Monday, May 02, 2005

The Nuclear Option and the Remaking of the Constitution

Juan Cole blogged Sunday about the relationship between what has been called "the nuclear option" and the foundations of our system of government. People have a tendency to speak rather loosely about "the founding fathers", and what they intended, but what Cole has done is something few do, actually read what those guys wrote.

Let me back up. If you've been living under a rock for the past couple weeks, maybe you don't know that Sen. Bill Frist, the Republican majority leader of the United States Senate, has been threatening to get the Senate to rewrite its rules to permit a simple majority of the Senate to approve judicial nominations. Such a rule change could be passed with a simple majority, thus eliminating the Senate tradition of the filibuster, perhaps best popularized in the film Mr. Smith Goes to Washington. The rule change is the "nuclear option", because, in changing the 200+ year-old tradition, the last barrier would be removed to what James Madison called "the tyrrany of the majority." The stated purpose of the rule change is to allow votes on the 10 out of 214 Bush federal court nominees who have not managed to get through the Senate due to Democratic filibusters. But I've got to admit that the mental image that comes to me is that of an admiral in the movie Star Wars reporting to Darth Vader that the Emperor had just dissolved the Imperial Senate, and "...the last vestiges of the old republic have been swept away."
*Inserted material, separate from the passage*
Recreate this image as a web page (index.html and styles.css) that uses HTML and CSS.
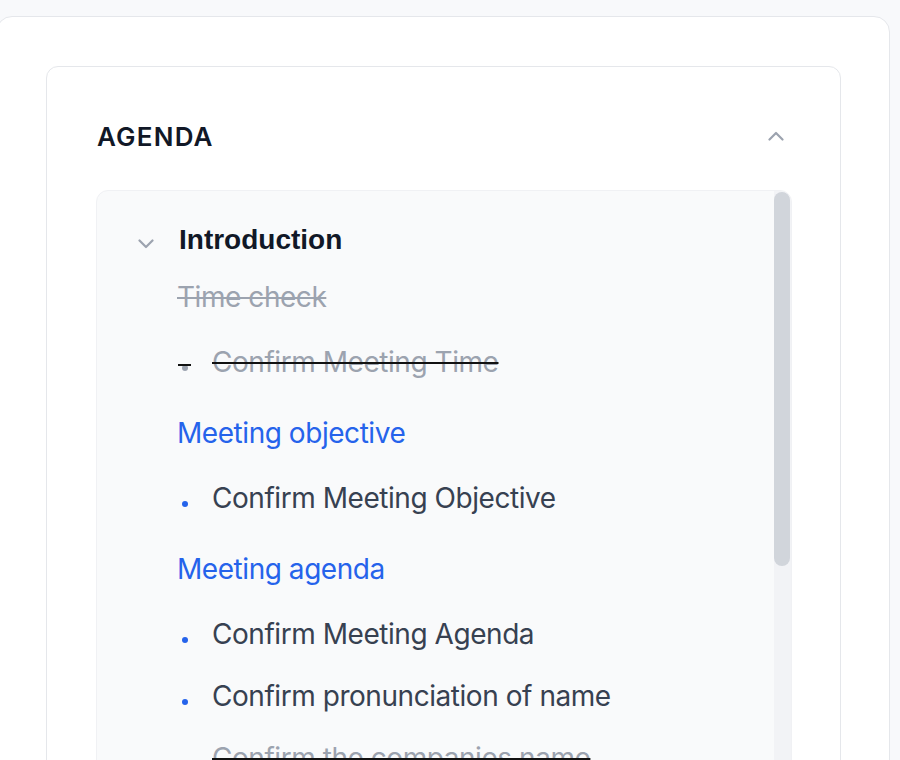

Cole points out that the Republican rationale for what they are now calling "the constitutional option," in true Orwellian fashion, to permit an up-or-down vote on all nominees, has nothing to do with the actual United States Constitution. Furthermore, he traces the roots of the Constitution's principles in the founders' understanding of enlightenment philosophy, mixed with the ways in which they envisioned democracy working. These were embodied by Madison, John Hay and Alexander Hamilton, in what are known as The Federalist Papers, a series of public relations pieces designed to build popular support for the Constitution. Without regurgitating Cole's impressive work, the short summary is that not only are the Republican claims on this without merit, but the very idea of "the nuclear option" is precisely what the founders feared could happen without their intricately crafted balance of powers. They openly worried that one group of Americans, whether a minority or a majority, could effectively dominate the government and enact policies hostile to the interests of the rest of the nation. We all need to become familiar with the words of The Federalist Papers and the Constitution, in order to appreciate the magnitude of what could happen. For example, in Federalist #10, Madison writes "Liberty is to faction what air is to fire, an aliment without which it instantly expires. But it could not be less folly to abolish liberty, which is essential to political life, because it nourishes faction, than it would be to wish the annihilation of air, which is essential to animal life, because it imparts to fire its destructive agency."

The good news, for now, would seem to be that Frist probably doesn't have the votes to pass "the nuclear option," in spite of the Republican Senate majority. The fact that both senators and regressive activists have been all over television claiming they have the votes is at least a clear demonstration that either (1) they don't really have the votes or (2) they don't really think what they've been saying, that passing it is not a major change. If neither was true, they'd have already done it. Clearly, there are several Republican senators who still have more concern for the constitutional foundation of the republic than they have for hardball politics.